▶ SUPPLIED INFORMATION:
★ ★ ★ ★
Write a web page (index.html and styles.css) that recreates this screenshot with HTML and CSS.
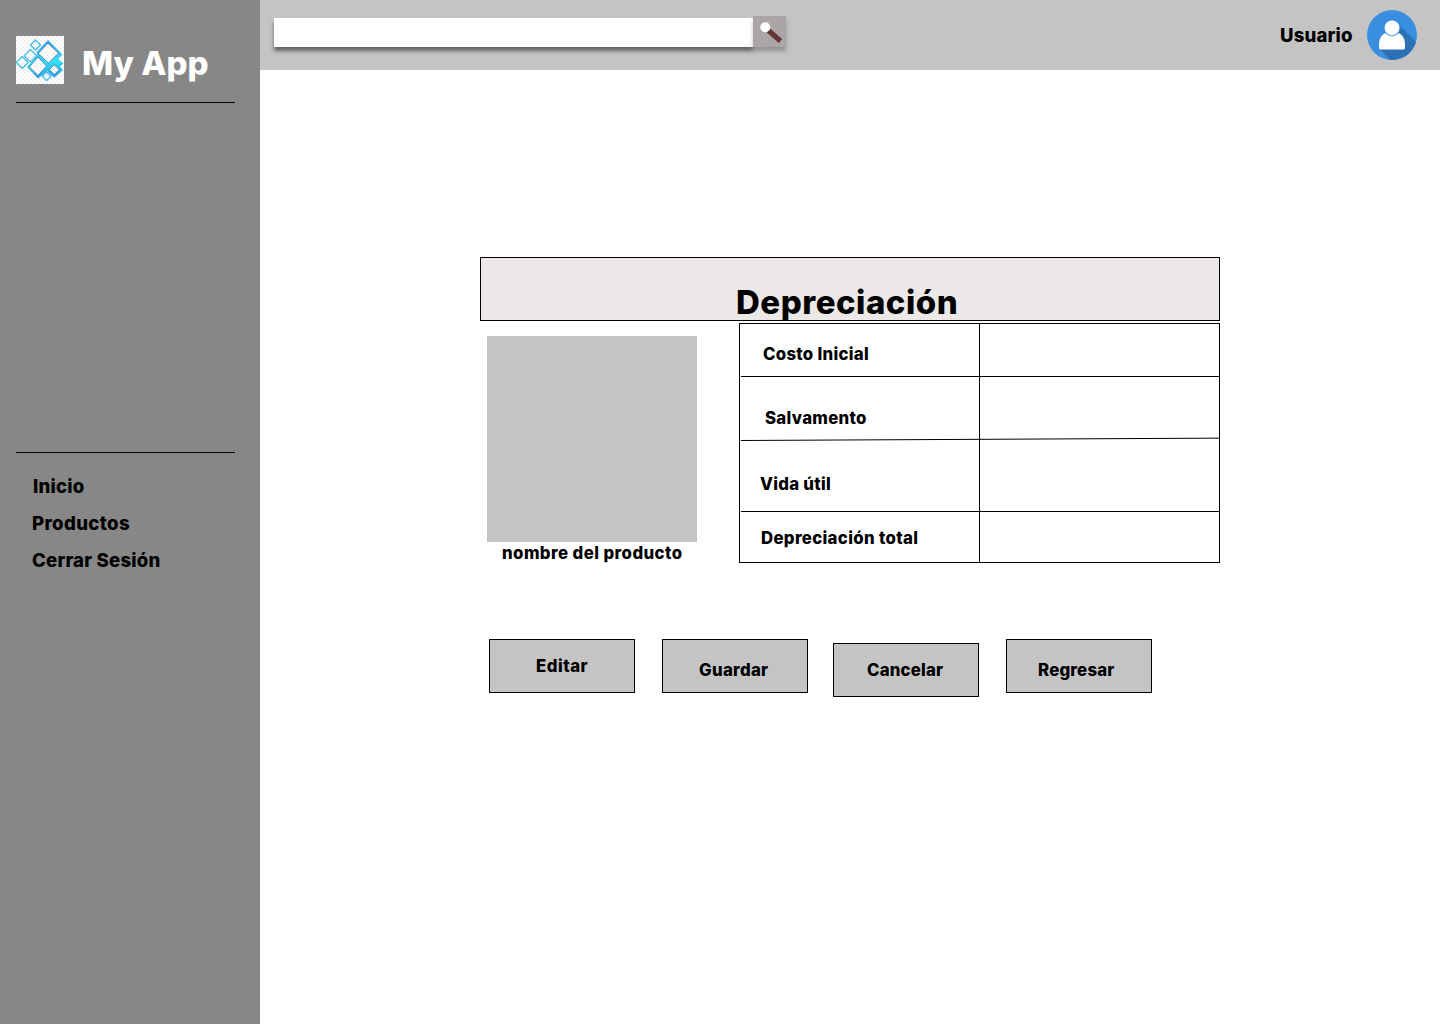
FILE: index.html
```html
<!DOCTYPE html>
<html lang="es">
<head>
<meta charset="utf-8">
<title>My App - Depreciación</title>
<link rel="stylesheet" href="styles.css">
</head>
<body>
<div class="app">
  <aside class="sidebar">
    <div class="brand">
      <svg class="logo" width="48" height="48" viewBox="0 0 48 48">
        <defs>
          <pattern id="check" width="4" height="4" patternUnits="userSpaceOnUse">
            <rect width="4" height="4" fill="#fff"/>
            <path d="M0 0h2v2H0zM2 2h2v2H2z" fill="#f1f1f1"/>
          </pattern>
          <linearGradient id="blue" gradientUnits="userSpaceOnUse" x1="32" y1="4" x2="34" y2="44">
            <stop offset="0" stop-color="#3b9df0"/>
            <stop offset=".55" stop-color="#35dff5"/>
            <stop offset="1" stop-color="#2a8ce8"/>
          </linearGradient>
        </defs>
        <rect width="48" height="48" fill="url(#check)"/>
        <path d="M32 4L46.500 18.500L42 23L47.500 27.500L44 30.500L47 34L38.500 41.500L34 38L31 35L22 42.500L11 31L21 19L20.500 16Z" fill="url(#blue)"/>
        <g fill="url(#check)" stroke="#45bde9" stroke-width="1.300" stroke-linejoin="round">
          <path d="M19.500 4l5 5-5 5-5-5zM14.500 13.500l6.200 6.200-6.200 6.200-6.200-6.200zM6.300 20.500l6 6-6 6-6-6zM30.700 36l4.300 4.300-4.300 4.300-4.300-4.300z"/>
        </g>
        <g fill="url(#check)" stroke="#28708f" stroke-width=".7" stroke-linejoin="round">
          <path d="M32 7L42.500 17.300L32.500 27L22.300 17.500zM22 21L30.500 30L22 39.500L13.300 31zM38.300 28.800l4.900 4.900-4.900 4.900-4.900-4.900z"/>
        </g>
      </svg>
      <span class="brand-name">My App</span>
    </div>
    <nav class="menu">
      <a class="menu-inicio">Inicio</a>
      <a class="menu-productos">Productos</a>
      <a class="menu-salir">Cerrar Sesión</a>
    </nav>
  </aside>
  <div class="page">
    <header class="topbar">
      <div class="search">
        <div class="search-field"></div>
        <div class="search-button">
          <svg width="33" height="31" viewBox="0 0 33 31">
            <path d="M15.500 14.500L27.500 25" stroke="#623436" stroke-width="5"/>
            <circle cx="12.300" cy="11.300" r="5" fill="#fff"/>
          </svg>
        </div>
      </div>
      <div class="user">
        <span class="user-name">Usuario</span>
        <svg width="50" height="50" viewBox="0 0 50 50">
          <defs><clipPath id="disc"><circle cx="25" cy="25" r="25"/></clipPath></defs>
          <circle cx="25" cy="25" r="25" fill="#3a8ee0"/>
          <path d="M30 13L55 38V56H29L12.500 38.500Z" fill="#2d71b5" clip-path="url(#disc)"/>
          <path d="M18.500 23C14 25 12 29.500 12 35v2.200c0 1.500 .8 2.300 2.300 2.300h21.400c1.500 0 2.300-.8 2.300-2.300V35c0-5.500-2-10-6.500-12z" fill="#fff"/>
          <circle cx="25" cy="17.800" r="8.500" fill="#3a8ee0"/>
          <circle cx="25" cy="17.800" r="7.400" fill="#fff"/>
        </svg>
      </div>
    </header>
    <main class="content">
      <h1 class="title"><span>Depreciación</span></h1>
      <section class="detail">
        <figure class="product">
          <div class="product-image"></div>
          <figcaption>nombre del producto</figcaption>
        </figure>
        <div class="table">
          <div class="cell label costo"><span>Costo Inicial</span></div><div class="cell"></div>
          <div class="cell label salvamento"><span>Salvamento</span></div><div class="cell open"></div>
          <div class="cell label vida"><span>Vida útil</span></div><div class="cell"></div>
          <div class="cell label total"><span>Depreciación total</span></div><div class="cell open"></div>
          <svg class="slant" width="478" height="4" viewBox="0 0 478 4"><path d="M0 3.500L478 1.150" stroke="#000"/></svg>
        </div>
      </section>
      <div class="actions">
        <button class="editar"><span>Editar</span></button>
        <button class="guardar"><span>Guardar</span></button>
        <button class="cancelar"><span>Cancelar</span></button>
        <button class="regresar"><span>Regresar</span></button>
      </div>
    </main>
  </div>
</div>
</body>
</html>
```
FILE: styles.css
```css
* { box-sizing: border-box; }
body { margin: 0; background: #fff; color: #000; font: 800 16.8px/24px Inter, sans-serif; }
svg { display: block; }
span, a, figcaption { white-space: nowrap; }
.app { display: flex; height: 1024px; overflow: hidden; }

.sidebar { width: 260px; background: #878787; padding: 36px 25px 0 16px; }
.brand { display: flex; height: 67px; border-bottom: 1px solid #000; }
.brand-name { margin-left: 18px; color: #fff; font-size: 33px; line-height: 54px; }
.menu { display: flex; flex-direction: column; margin-top: 349px; padding: 15px 0 0 16px; border-top: 1px solid #000; font-size: 18.6px; line-height: 37px; letter-spacing: .2px; }
.menu-inicio { padding-left: 1px; }
.menu-productos { letter-spacing: .35px; }

.page { flex: 1; }
.topbar { display: flex; justify-content: space-between; height: 70px; padding: 10px 23px 0 14px; background: #c4c4c4; }
.search { display: flex; padding-top: 6px; }
.search-field { width: 479px; height: 29px; margin-top: 2px; background: #fff; box-shadow: 0 4px 4px rgba(0, 0, 0, .5); }
.search-button { width: 33px; height: 31px; background: #aca5a5; box-shadow: 0 4px 4px rgba(0, 0, 0, .25); }
.user { display: flex; }
.user-name { width: 87px; font-size: 18.6px; line-height: 50px; letter-spacing: .15px; }

.content { padding: 187px 0 0 220px; }
.title { width: 740px; height: 64px; margin: 0; padding: 20px 0 0 255px; border: 1px solid #000; background: #ece8e8; font-size: 33px; font-weight: 800; line-height: 48px; letter-spacing: .5px; }
.detail { display: flex; width: 740px; padding-top: 2px; }
.product { width: 259px; margin: 0; padding: 13px 0 0 7px; }
.product-image { width: 210px; height: 206px; background: #c4c4c4; }
.product figcaption { padding-left: 15px; line-height: 22px; letter-spacing: .42px; }
.table { position: relative; display: grid; grid-template-columns: 239px 239px; grid-template-rows: 53px 63px 72px 50px; width: 481px; height: 240px; padding-left: 1px; border: 1px solid #000; letter-spacing: .28px; }
.cell { border-bottom: 1px solid #000; }
.label { border-right: 1px solid #000; }
.salvamento, .total, .open { border-bottom: 0; }
.costo { padding: 18px 0 0 22px; }
.salvamento { padding: 29px 0 0 24px; }
.vida { padding: 32px 0 0 19px; }
.total { padding: 14px 0 0 20px; letter-spacing: .33px; }
.slant { position: absolute; left: 1px; top: 113px; }

.actions { display: flex; align-items: flex-start; padding: 75px 0 0 9px; }
button { width: 146px; height: 54px; margin: 0; padding: 0; border: 1px solid #000; background: #c4c4c4; color: #000; font: inherit; letter-spacing: .2px; text-align: left; }
button span { display: block; }
.editar { padding: 0 0 0 46px; letter-spacing: .5px; }
.guardar { margin-left: 27px; padding: 8px 0 0 36px; letter-spacing: .3px; }
.cancelar { margin: 4px 0 0 25px; padding: 0 0 0 33px; }
.regresar { margin-left: 27px; padding: 8px 0 0 31px; }
```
★ ★ ★ ★
▶ CHALLENGE: Write out the material above once more, exactly as it reads, with no pictures.

▶ OUTPUT FOR THIS TASK:
Write a web page (index.html and styles.css) that recreates this screenshot with HTML and CSS.
FILE: index.html
```html
<!DOCTYPE html>
<html lang="es">
<head>
<meta charset="utf-8">
<title>My App - Depreciación</title>
<link rel="stylesheet" href="styles.css">
</head>
<body>
<div class="app">
  <aside class="sidebar">
    <div class="brand">
      <svg class="logo" width="48" height="48" viewBox="0 0 48 48">
        <defs>
          <pattern id="check" width="4" height="4" patternUnits="userSpaceOnUse">
            <rect width="4" height="4" fill="#fff"/>
            <path d="M0 0h2v2H0zM2 2h2v2H2z" fill="#f1f1f1"/>
          </pattern>
          <linearGradient id="blue" gradientUnits="userSpaceOnUse" x1="32" y1="4" x2="34" y2="44">
            <stop offset="0" stop-color="#3b9df0"/>
            <stop offset=".55" stop-color="#35dff5"/>
            <stop offset="1" stop-color="#2a8ce8"/>
          </linearGradient>
        </defs>
        <rect width="48" height="48" fill="url(#check)"/>
        <path d="M32 4L46.500 18.500L42 23L47.500 27.500L44 30.500L47 34L38.500 41.500L34 38L31 35L22 42.500L11 31L21 19L20.500 16Z" fill="url(#blue)"/>
        <g fill="url(#check)" stroke="#45bde9" stroke-width="1.300" stroke-linejoin="round">
          <path d="M19.500 4l5 5-5 5-5-5zM14.500 13.500l6.200 6.200-6.200 6.200-6.200-6.200zM6.300 20.500l6 6-6 6-6-6zM30.700 36l4.300 4.300-4.300 4.300-4.300-4.300z"/>
        </g>
        <g fill="url(#check)" stroke="#28708f" stroke-width=".7" stroke-linejoin="round">
          <path d="M32 7L42.500 17.300L32.500 27L22.300 17.500zM22 21L30.500 30L22 39.500L13.300 31zM38.300 28.800l4.900 4.900-4.900 4.900-4.900-4.900z"/>
        </g>
      </svg>
      <span class="brand-name">My App</span>
    </div>
    <nav class="menu">
      <a class="menu-inicio">Inicio</a>
      <a class="menu-productos">Productos</a>
      <a class="menu-salir">Cerrar Sesión</a>
    </nav>
  </aside>
  <div class="page">
    <header class="topbar">
      <div class="search">
        <div class="search-field"></div>
        <div class="search-button">
          <svg width="33" height="31" viewBox="0 0 33 31">
            <path d="M15.500 14.500L27.500 25" stroke="#623436" stroke-width="5"/>
            <circle cx="12.300" cy="11.300" r="5" fill="#fff"/>
          </svg>
        </div>
      </div>
      <div class="user">
        <span class="user-name">Usuario</span>
        <svg width="50" height="50" viewBox="0 0 50 50">
          <defs><clipPath id="disc"><circle cx="25" cy="25" r="25"/></clipPath></defs>
          <circle cx="25" cy="25" r="25" fill="#3a8ee0"/>
          <path d="M30 13L55 38V56H29L12.500 38.500Z" fill="#2d71b5" clip-path="url(#disc)"/>
          <path d="M18.500 23C14 25 12 29.500 12 35v2.200c0 1.500 .8 2.300 2.300 2.300h21.400c1.500 0 2.300-.8 2.300-2.300V35c0-5.500-2-10-6.500-12z" fill="#fff"/>
          <circle cx="25" cy="17.800" r="8.500" fill="#3a8ee0"/>
          <circle cx="25" cy="17.800" r="7.400" fill="#fff"/>
        </svg>
      </div>
    </header>
    <main class="content">
      <h1 class="title"><span>Depreciación</span></h1>
      <section class="detail">
        <figure class="product">
          <div class="product-image"></div>
          <figcaption>nombre del producto</figcaption>
        </figure>
        <div class="table">
          <div class="cell label costo"><span>Costo Inicial</span></div><div class="cell"></div>
          <div class="cell label salvamento"><span>Salvamento</span></div><div class="cell open"></div>
          <div class="cell label vida"><span>Vida útil</span></div><div class="cell"></div>
          <div class="cell label total"><span>Depreciación total</span></div><div class="cell open"></div>
          <svg class="slant" width="478" height="4" viewBox="0 0 478 4"><path d="M0 3.500L478 1.150" stroke="#000"/></svg>
        </div>
      </section>
      <div class="actions">
        <button class="editar"><span>Editar</span></button>
        <button class="guardar"><span>Guardar</span></button>
        <button class="cancelar"><span>Cancelar</span></button>
        <button class="regresar"><span>Regresar</span></button>
      </div>
    </main>
  </div>
</div>
</body>
</html>
```
FILE: styles.css
```css
* { box-sizing: border-box; }
body { margin: 0; background: #fff; color: #000; font: 800 16.8px/24px Inter, sans-serif; }
svg { display: block; }
span, a, figcaption { white-space: nowrap; }
.app { display: flex; height: 1024px; overflow: hidden; }

.sidebar { width: 260px; background: #878787; padding: 36px 25px 0 16px; }
.brand { display: flex; height: 67px; border-bottom: 1px solid #000; }
.brand-name { margin-left: 18px; color: #fff; font-size: 33px; line-height: 54px; }
.menu { display: flex; flex-direction: column; margin-top: 349px; padding: 15px 0 0 16px; border-top: 1px solid #000; font-size: 18.6px; line-height: 37px; letter-spacing: .2px; }
.menu-inicio { padding-left: 1px; }
.menu-productos { letter-spacing: .35px; }

.page { flex: 1; }
.topbar { display: flex; justify-content: space-between; height: 70px; padding: 10px 23px 0 14px; background: #c4c4c4; }
.search { display: flex; padding-top: 6px; }
.search-field { width: 479px; height: 29px; margin-top: 2px; background: #fff; box-shadow: 0 4px 4px rgba(0, 0, 0, .5); }
.search-button { width: 33px; height: 31px; background: #aca5a5; box-shadow: 0 4px 4px rgba(0, 0, 0, .25); }
.user { display: flex; }
.user-name { width: 87px; font-size: 18.6px; line-height: 50px; letter-spacing: .15px; }

.content { padding: 187px 0 0 220px; }
.title { width: 740px; height: 64px; margin: 0; padding: 20px 0 0 255px; border: 1px solid #000; background: #ece8e8; font-size: 33px; font-weight: 800; line-height: 48px; letter-spacing: .5px; }
.detail { display: flex; width: 740px; padding-top: 2px; }
.product { width: 259px; margin: 0; padding: 13px 0 0 7px; }
.product-image { width: 210px; height: 206px; background: #c4c4c4; }
.product figcaption { padding-left: 15px; line-height: 22px; letter-spacing: .42px; }
.table { position: relative; display: grid; grid-template-columns: 239px 239px; grid-template-rows: 53px 63px 72px 50px; width: 481px; height: 240px; padding-left: 1px; border: 1px solid #000; letter-spacing: .28px; }
.cell { border-bottom: 1px solid #000; }
.label { border-right: 1px solid #000; }
.salvamento, .total, .open { border-bottom: 0; }
.costo { padding: 18px 0 0 22px; }
.salvamento { padding: 29px 0 0 24px; }
.vida { padding: 32px 0 0 19px; }
.total { padding: 14px 0 0 20px; letter-spacing: .33px; }
.slant { position: absolute; left: 1px; top: 113px; }

.actions { display: flex; align-items: flex-start; padding: 75px 0 0 9px; }
button { width: 146px; height: 54px; margin: 0; padding: 0; border: 1px solid #000; background: #c4c4c4; color: #000; font: inherit; letter-spacing: .2px; text-align: left; }
button span { display: block; }
.editar { padding: 0 0 0 46px; letter-spacing: .5px; }
.guardar { margin-left: 27px; padding: 8px 0 0 36px; letter-spacing: .3px; }
.cancelar { margin: 4px 0 0 25px; padding: 0 0 0 33px; }
.regresar { margin-left: 27px; padding: 8px 0 0 31px; }
```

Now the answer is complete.